Retina 2013 Apr;33(4):862-6
Department of Ophthalmology, Henry C. Witelson Ocular Pathology Laboratory, McGill University, Montreal, Canada.
Purpose: SIRT1 is a deacetylase that has been shown to be instrumental in embryonic and pathologic vascular formation. The purpose of this study was to evaluate the potential role of SIRT1 in the pathogenesis of choroidal neovascularization in age-related macular degeneration.
Methods: The expression of SIRT1 was assessed via immunohistochemistry in nine excised human choroidal neovascularization membranes and seven non-age-related macular degeneration donor eyes. Enzyme-linked immunosorbent assay-based angiogenesis arrays were used to assess the potential of an SIRT1 inhibitor, nicotinamide, to reduce secretion of 10 unique proangiogenic cytokines from retinal pigment epithelial cells.
Results: SIRT1 was expressed more frequently in choroidal neovascularization membranes than donor eyes about vascular endothelial cells (78 vs. 29% positive cases) and retinal pigment epithelial cells (57 vs. 14% positive cases). SIRT1 inhibition in retinal pigment epithelial cells correlated with significantly decreased secretion of three potent proangiogenic cytokines: angiogenin, platelet-derived growth factor BB, and vascular endothelial growth factor A.

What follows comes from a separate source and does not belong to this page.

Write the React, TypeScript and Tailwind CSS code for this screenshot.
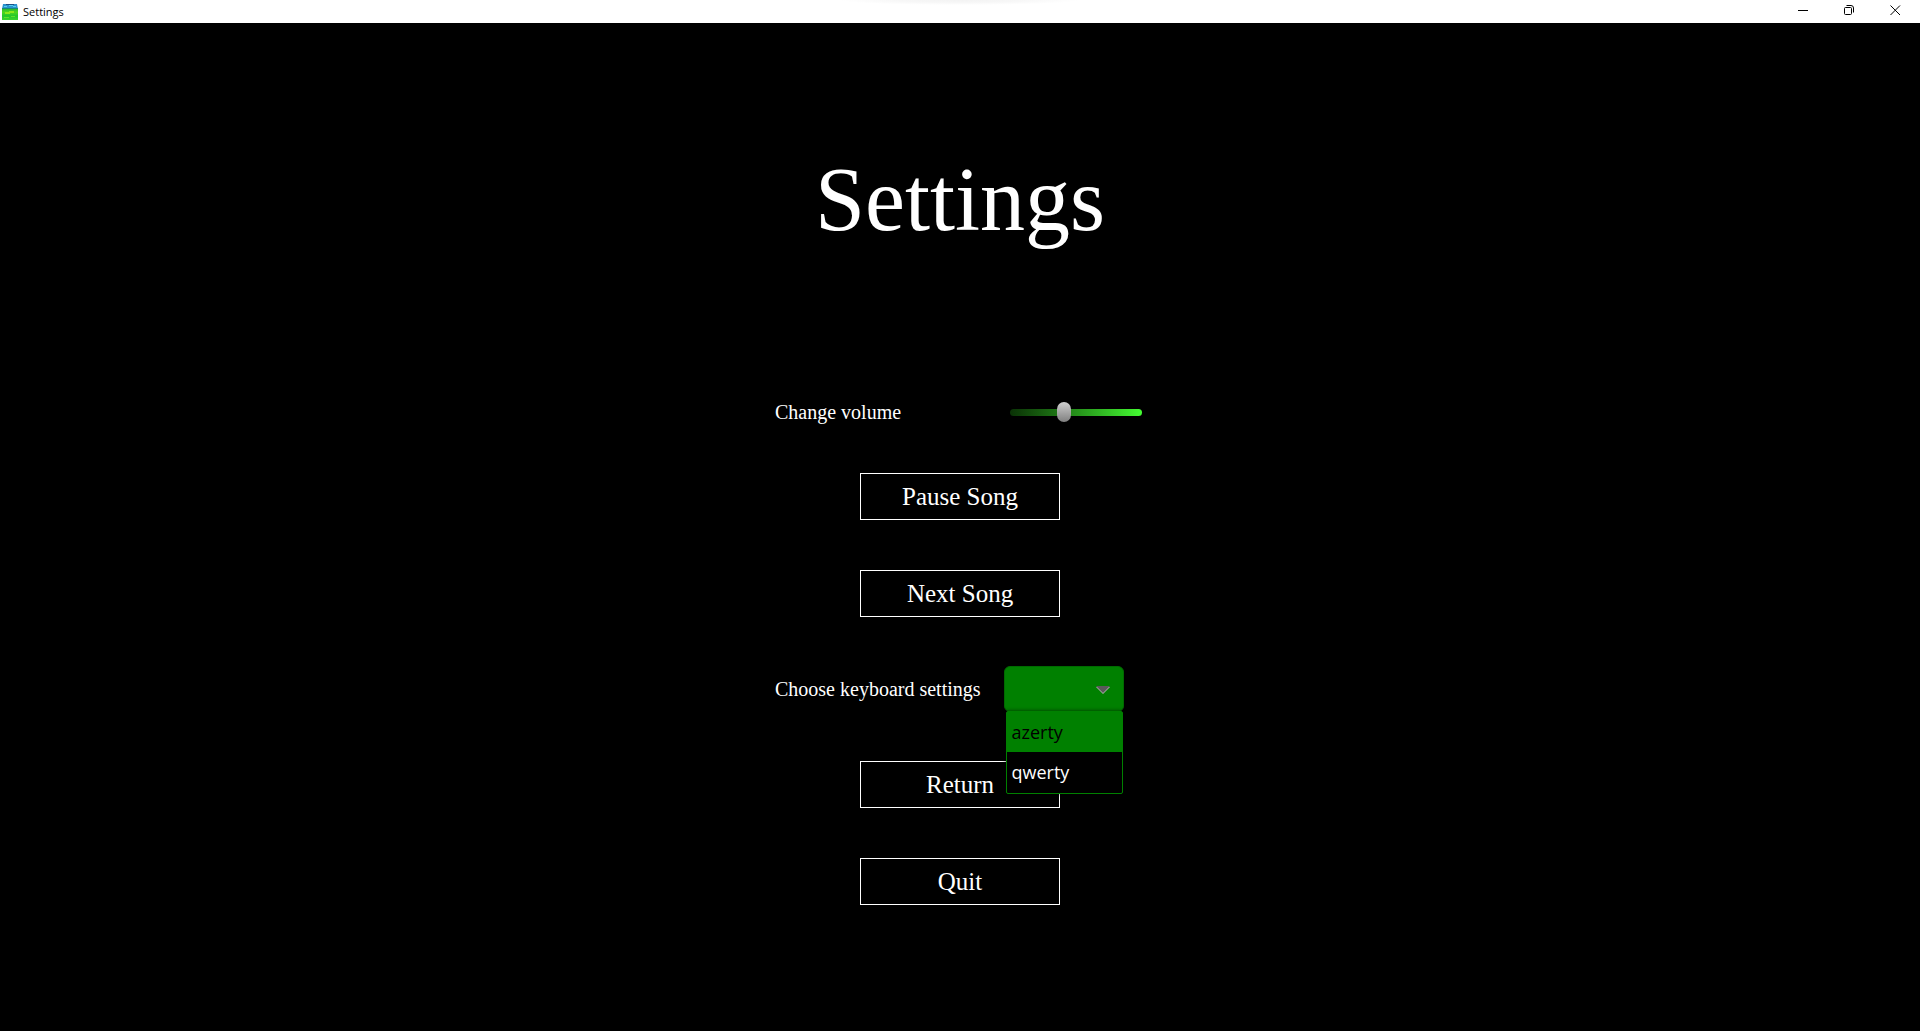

Conclusion: SIRT1 levels appear elevated in human choroidal neovascularization membranes compared with control eyes. Moreover, inhibition of SIRT1 activity is correlated with decreased secretion of potent proangiogenic cytokines. Collectively, these data support a potential role for SIRT1 in the pathogenesis of neovascular age-related macular degeneration.